This week has been difficult for me, for many reasons and I’d been struggling to put my finger on what keeps causing all these annoyances. Then I put my figured it out, of course, it’s accessibility. Accessibility comes in many forms, it’s not simply having ramps and lifts in a building. It’s accommodating people’s entire experience in said building.
For example, I went to a nail salon a few days ago. It was a friend’s idea, I’m not really too bothered about things like that but I went along anyway because I thought it would be nice just to do something out of routine. My friend called in advance to check if they would be ok with my shaky hands and though she literally said “my friend has cerebral palsy” which I feel like they wouldn’t have understood, she also explained that it would be hard for me to stay still. The person working there assured her that it would be fine, so we set off to the nail salon. We arrived and sat at the desk, there were barriers between all the people getting their nails done so we sat with another customer between us. The girl doing my nails didn’t make eye contact with me, she turned to my friend and asked her what I wanted. After my friend told her to speak to me, she asked me to choose a colour which I did and then she began painting my nails. My hands shook, she kept telling my friend that I needed to stay still and my friend kept explaining that I was trying my best, but eventually the girl started shouting at her manager about me. I couldn’t understand exactly what they were saying, but the glares they both shot at me was enough. The anxiety I felt at that moment was immense, I knew I was the problem and the shouting was making me feel sick. I think I went into fight or fight mode, and feeling under attack by their tones, I ran out of the shop into the street. I felt stupid, crying in the street but looking back I realise that I was just scared and felt like I had to get myself out of the situation. I cried a lot, just from pure stress but I got home and started to replay the situation in my head.
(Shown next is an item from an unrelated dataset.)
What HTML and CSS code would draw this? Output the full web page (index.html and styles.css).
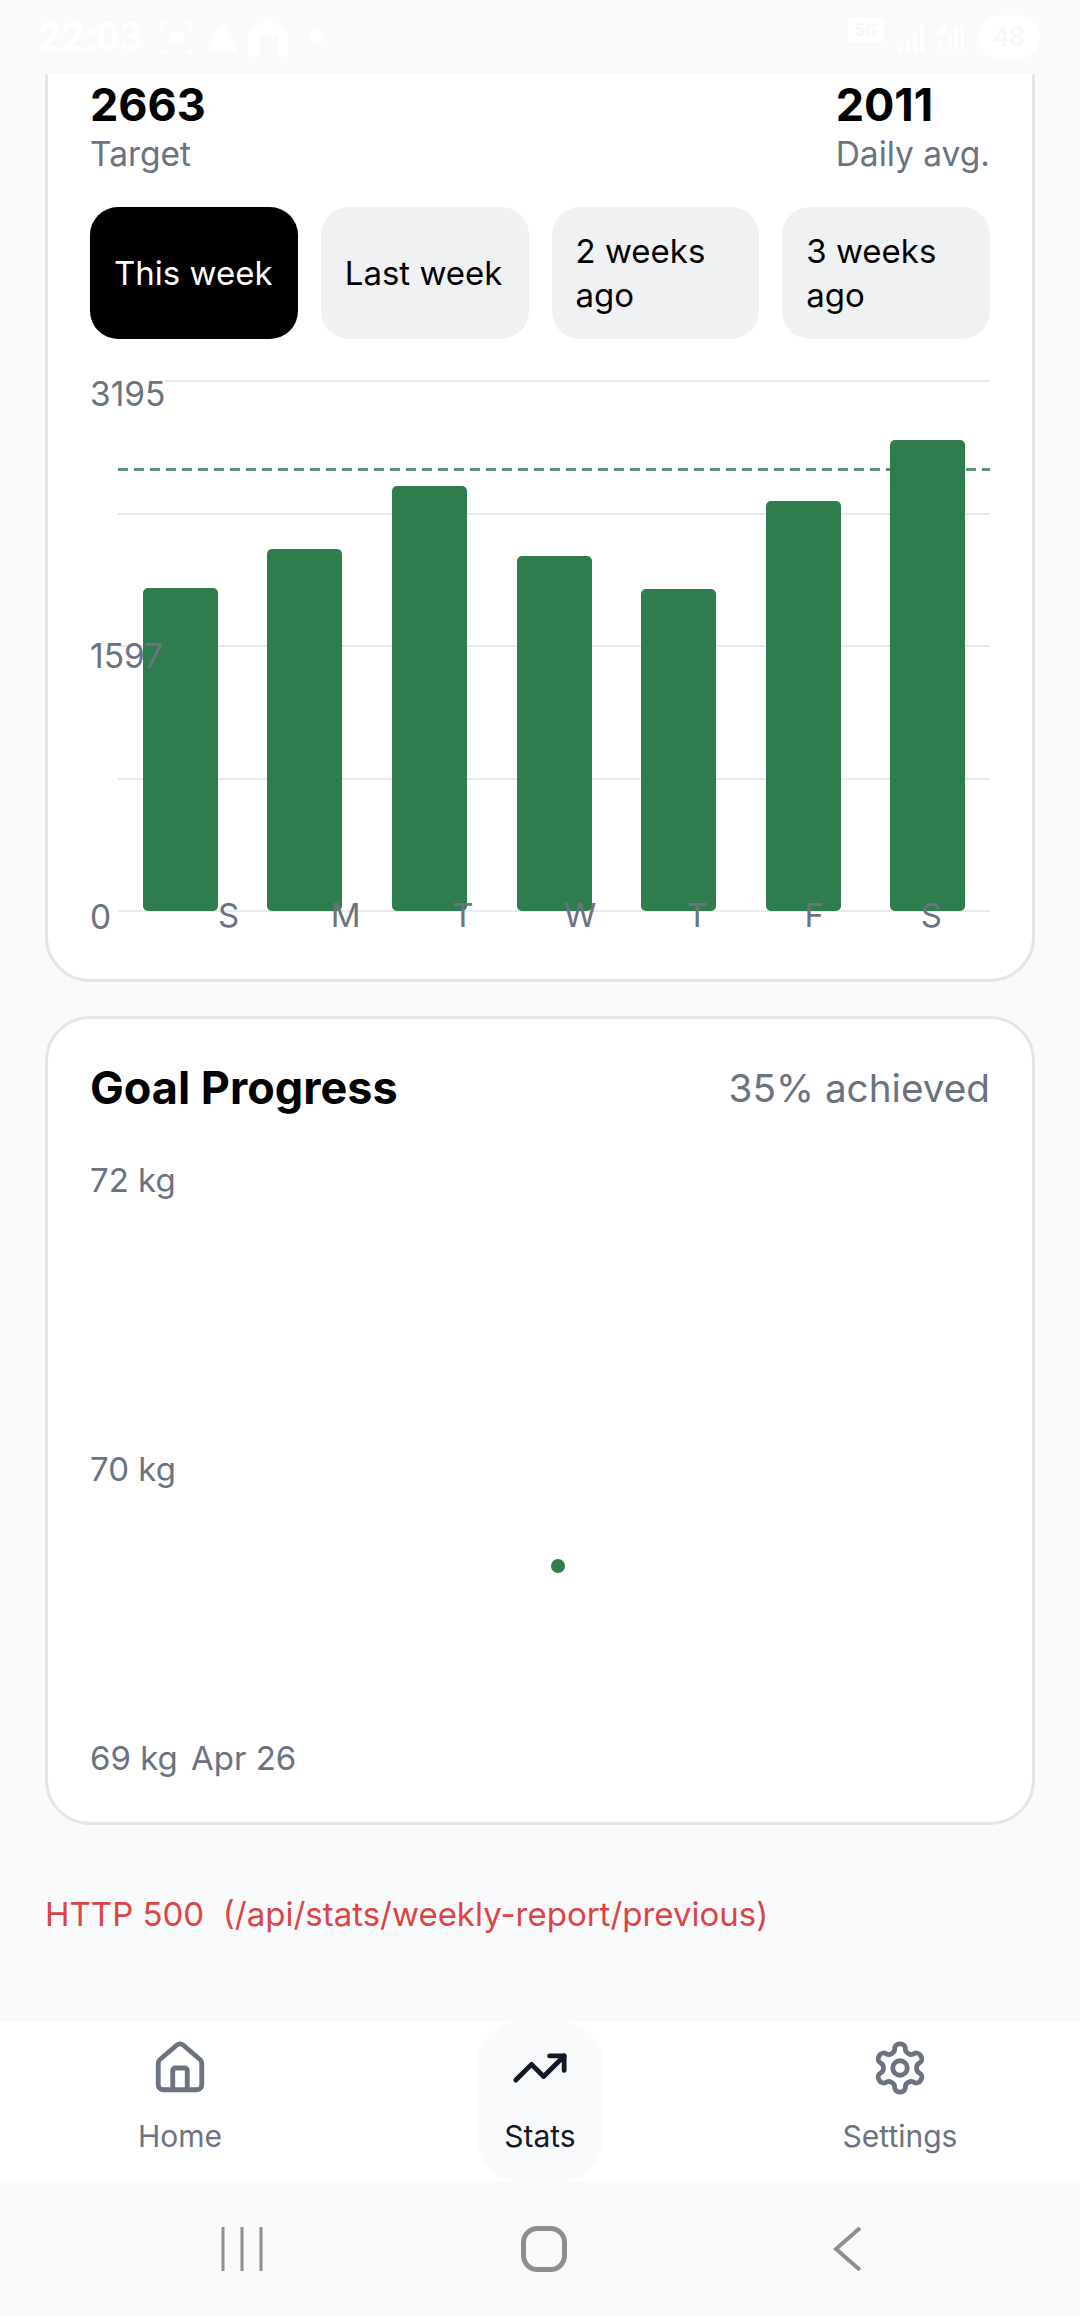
FILE: index.html
```html
<!DOCTYPE html>
<html lang="en">
<head>
<meta charset="utf-8">
<title>Stats</title>
<link rel="stylesheet" href="styles.css">
</head>
<body>
<div class="phone">
  <header class="status">
    <div class="status-side">
      <span class="time">22:03</span>
      <svg class="st-box" viewBox="0 0 33 33"><path d="M2 8V2h6M25 2h6v6M31 25v6h-6M8 31H2v-6" fill="none" stroke="#fff" stroke-width="2.5"/><rect x="9" y="11" width="15" height="11" fill="#fff"/></svg>
      <svg class="st-tri" viewBox="0 0 32 29"><path d="M16 0 32 29H0z" fill="#fff"/></svg>
      <svg class="st-home" viewBox="0 0 40 40"><path d="M20 0 40 16V40H30V18H12V40H0V16z" fill="#fff"/></svg>
      <span class="st-dot"></span>
    </div>
    <div class="status-side">
      <span class="st-5g">5G</span>
      <svg class="st-sig" viewBox="0 0 26 30"><path d="M1 24h4v6H1zM8 18h4v12H8zM15 11h4v19h-4zM22 2h4v28h-4z" fill="#fff"/></svg>
      <svg class="st-sig" viewBox="0 0 30 30"><path d="M1 2h8v10H1zM1 24h4v6H1zM12 12h4v18h-4zM19 6h4v24h-4zM26 2h4v28h-4z" fill="#fff"/></svg>
      <span class="st-batt">48</span>
    </div>
  </header>

  <main class="scroll">
    <section class="card card-week">
      <div class="stats">
        <div>
          <div class="stat-num">2663</div>
          <div class="stat-label">Target</div>
        </div>
        <div>
          <div class="stat-num">2011</div>
          <div class="stat-label">Daily avg.</div>
        </div>
      </div>
      <div class="tabs">
        <button class="tab tab-on">This week</button>
        <button class="tab">Last week</button>
        <button class="tab">2 weeks ago</button>
        <button class="tab">3 weeks ago</button>
      </div>
      <div class="chart">
        <div class="grid"><i></i><i></i><i></i><i></i><i></i></div>
        <div class="target-line"></div>
        <div class="bars">
          <div class="bar-cell"><div class="bar" style="height:323px"></div></div>
          <div class="bar-cell"><div class="bar" style="height:362px"></div></div>
          <div class="bar-cell"><div class="bar" style="height:425px"></div></div>
          <div class="bar-cell"><div class="bar" style="height:355px"></div></div>
          <div class="bar-cell"><div class="bar" style="height:322px"></div></div>
          <div class="bar-cell"><div class="bar" style="height:410px"></div></div>
          <div class="bar-cell"><div class="bar" style="height:471px"></div></div>
        </div>
        <div class="y-axis"><span>3195</span><span>1597</span><span>0</span></div>
        <div class="x-axis"><span>S</span><span>M</span><span>T</span><span>W</span><span>T</span><span>F</span><span>S</span></div>
      </div>
    </section>

    <section class="card card-goal">
      <div class="goal-head">
        <h2 class="goal-title">Goal Progress</h2>
        <span class="goal-pct">35% achieved</span>
      </div>
      <div class="goal-chart">
        <div class="goal-y"><span>72 kg</span><span>70 kg</span><span>69 kg</span></div>
        <span class="goal-date">Apr 26</span>
        <span class="goal-dot"></span>
      </div>
    </section>

    <p class="error">HTTP 500  (/api/stats/weekly-report/previous)</p>
  </main>

  <nav class="tabbar">
    <a class="nav-item">
      <svg class="nav-icon" viewBox="0 0 24 24"><path d="M15 21v-8a1 1 0 0 0-1-1h-4a1 1 0 0 0-1 1v8"/><path d="M3 10a2 2 0 0 1 .709-1.528l7-5.999a2 2 0 0 1 2.582 0l7 5.999A2 2 0 0 1 21 10v9a2 2 0 0 1-2 2H5a2 2 0 0 1-2-2z"/></svg>
      <span>Home</span>
    </a>
    <a class="nav-item nav-on">
      <svg class="nav-icon" viewBox="0 0 24 24"><path d="M16 7h6v6"/><path d="m22 7-8.5 8.5-5-5L2 17"/></svg>
      <span>Stats</span>
    </a>
    <a class="nav-item">
      <svg class="nav-icon" viewBox="0 0 24 24"><path d="M12.22 2h-.44a2 2 0 0 0-2 2v.18a2 2 0 0 1-1 1.73l-.43.25a2 2 0 0 1-2 0l-.15-.08a2 2 0 0 0-2.73.73l-.22.38a2 2 0 0 0 .73 2.73l.15.1a2 2 0 0 1 1 1.72v.51a2 2 0 0 1-1 1.74l-.15.09a2 2 0 0 0-.73 2.73l.22.38a2 2 0 0 0 2.73.73l.15-.08a2 2 0 0 1 2 0l.43.25a2 2 0 0 1 1 1.73V20a2 2 0 0 0 2 2h.44a2 2 0 0 0 2-2v-.18a2 2 0 0 1 1-1.73l.43-.25a2 2 0 0 1 2 0l.15.08a2 2 0 0 0 2.73-.73l.22-.39a2 2 0 0 0-.73-2.73l-.15-.08a2 2 0 0 1-1-1.74v-.5a2 2 0 0 1 1-1.74l.15-.09a2 2 0 0 0 .73-2.73l-.22-.38a2 2 0 0 0-2.73-.73l-.15.08a2 2 0 0 1-2 0l-.43-.25a2 2 0 0 1-1-1.73V4a2 2 0 0 0-2-2z"/><circle cx="12" cy="12" r="3"/></svg>
      <span>Settings</span>
    </a>
  </nav>

  <footer class="sysnav">
    <svg class="sys-recent" viewBox="0 0 42 44"><path d="M2 0v44M21 0v44M40 0v44"/></svg>
    <svg class="sys-home" viewBox="0 0 46 46"><rect x="2.5" y="2.5" width="41" height="41" rx="14"/></svg>
    <svg class="sys-back" viewBox="0 0 28 44"><path d="M27 1 3 22l24 21"/></svg>
  </footer>
</div>
</body>
</html>
```
FILE: styles.css
```css
* { box-sizing: border-box; }
html, body { margin: 0; padding: 0; }
body {
  background: #f9fafb;
  font-family: Inter, "Noto Sans", sans-serif;
  color: #000;
}
.phone {
  width: 1080px;
  height: 2316px;
  display: flex;
  flex-direction: column;
  overflow: hidden;
}

/* status bar */
.status {
  height: 74px;
  flex: none;
  display: flex;
  justify-content: space-between;
  align-items: center;
  padding: 0 40px 0 38px;
  background: #f9fafb;
  position: relative;
  z-index: 2;
}
.status-side { display: flex; align-items: center; gap: 14px; }
.time { color: #fff; font: 600 41px/1 Roboto, sans-serif; width: 104px; }
.st-box { width: 33px; height: 33px; margin-left: 4px; }
.st-tri { width: 32px; height: 29px; margin-left: -1px; }
.st-home { width: 40px; height: 40px; margin-left: -4px; }
.st-dot { width: 14px; height: 14px; border-radius: 50%; background: #fff; margin-left: 8px; }
.st-5g {
  width: 36px;
  height: 24px;
  margin-bottom: 14px;
  border-radius: 3px;
  background: #fff;
  color: #f6f7f8;
  font: 700 18px/24px Roboto, sans-serif;
  text-align: center;
}
.st-sig { width: 26px; height: 30px; }
.st-batt {
  width: 62px;
  height: 44px;
  border-radius: 22px;
  background: #fff;
  color: #f6f7f8;
  font: 400 28px/44px Roboto, sans-serif;
  text-align: center;
}

/* scrolled content */
.scroll {
  flex: 1;
  min-height: 0;
  overflow: hidden;
  padding: 0 45px;
}
.card {
  background: #fff;
  border: 3px solid #e4e5e8;
  border-radius: 45px;
  padding: 0 42px 45px;
}
.card-week { margin-top: -60px; padding-top: 61px; }
.card-goal { margin-top: 34px; padding-top: 39px; padding-bottom: 44px; }

.stats { display: flex; justify-content: space-between; }
.stat-num { font-size: 45px; line-height: 54px; font-weight: 700; }
.stat-label { font-size: 33.5px; line-height: 44px; color: #6b7280; }

.tabs {
  display: grid;
  grid-template-columns: repeat(4, 1fr);
  gap: 23px;
  margin-top: 31px;
}
.tab {
  height: 132px;
  border: 0;
  border-radius: 28px;
  padding: 0 20px 0 24px;
  background: #f0f1f3;
  color: #000;
  font: 400 33px/44px Inter, sans-serif;
  text-align: left;
}
.tab-on { background: #000; color: #fff; }

.chart { position: relative; height: 554px; margin-top: 41px; }
.grid {
  position: absolute;
  left: 28px;
  right: 0;
  top: 0;
  height: 532px;
  display: flex;
  flex-direction: column;
  justify-content: space-between;
}
.grid i { display: block; height: 2px; background: #e9eaed; }
.grid i:first-child { margin-left: 47px; }
.target-line {
  position: absolute;
  left: 28px;
  right: 0;
  top: 88px;
  height: 3px;
  background: repeating-linear-gradient(90deg, #5d9273 0 10px, transparent 10px 16px);
}
.bars {
  position: absolute;
  left: 28px;
  right: 0;
  top: 0;
  height: 531px;
  display: flex;
  align-items: flex-end;
}
.bar-cell { flex: 1; display: flex; justify-content: center; align-items: flex-end; }
.bar { width: 75px; background: #2f7d4f; border-radius: 5px; }
.y-axis {
  position: absolute;
  left: 0;
  top: -6px;
  height: 563px;
  display: flex;
  flex-direction: column;
  justify-content: space-between;
  font-size: 33.5px;
  line-height: 40px;
  color: #6b7280;
}
.x-axis {
  position: absolute;
  left: 80px;
  right: 0;
  top: 515px;
  display: flex;
  font-size: 33px;
  line-height: 40px;
  color: #6b7280;
}
.x-axis span { flex: 1; text-align: center; }

.goal-head { display: flex; justify-content: space-between; align-items: center; height: 60px; }
.goal-title { margin: 0; font-size: 45px; font-weight: 700; line-height: 60px; }
.goal-pct { font-size: 38.7px; color: #6b7280; }
.goal-chart { position: relative; height: 618px; margin-top: 42px; color: #6b7280; font-size: 33px; line-height: 40px; }
.goal-y { height: 100%; display: flex; flex-direction: column; justify-content: space-between; }
.goal-date { position: absolute; left: 101px; bottom: 0; }
.goal-dot {
  position: absolute;
  left: 461px;
  top: 399px;
  width: 14px;
  height: 14px;
  border-radius: 50%;
  background: #2f7d4f;
}
.error {
  margin: 65px 0 0;
  font-size: 33px;
  line-height: 48px;
  color: #dc4444;
  white-space: pre;
}

/* bottom tabs */
.tabbar {
  height: 159px;
  flex: none;
  background: #fff;
  display: flex;
  justify-content: space-between;
  padding: 0 117px;
}
.nav-item {
  width: 126px;
  display: flex;
  flex-direction: column;
  align-items: center;
  padding-top: 17px;
  border-radius: 42px;
  color: #6b7280;
  font-size: 30px;
  line-height: 40px;
}
.nav-item span { margin-top: 19px; white-space: nowrap; }
.nav-on { background: #f9fafb; color: #111827; }
.nav-icon {
  width: 58px;
  height: 58px;
  fill: none;
  stroke: currentColor;
  stroke-width: 2;
  stroke-linecap: round;
  stroke-linejoin: round;
}

/* system navigation */
.sysnav {
  height: 135px;
  flex: none;
  background: #f9f9f9;
  position: relative;
  display: flex;
  align-items: center;
  justify-content: space-between;
  padding: 0 219px 0 221px;
}
.sysnav svg { fill: none; stroke: #8e8e8e; }
.sys-recent { width: 42px; height: 44px; stroke-width: 3; }
.sys-home { width: 46px; height: 46px; stroke-width: 5; margin-right: 8px; }
.sys-back { width: 28px; height: 44px; stroke-width: 4; }
```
Things like this happen all the time to disabled people, we are just told that our disability can’t be accommodated because it’s not what people expect. People believe that we have enough accessible buildings and therefore change doesn’t happen.
After a while I realised that this was all an accessibility issue. Accessibility isn’t just getting through the door. Accessibility is accommodating every aspect of someone’s experience, and if the ways in which you usually accommodate people doesn’t work for someone, then you need to find a way around that. The standard for accessibility can’t just be being allowed in. It needs to be being allowed the same kind of experience as the able bodied people around you, even if this is experience achieved through different means. Disabled customers also need to feel as welcomed as any other customer. As my mother has told me time and time again, not being able to accommodate a person because of their disability should be viewed the same as not being able to accommodate a person because of their gender, race or sexuality. Discrimination is discrimination regardless of the reason.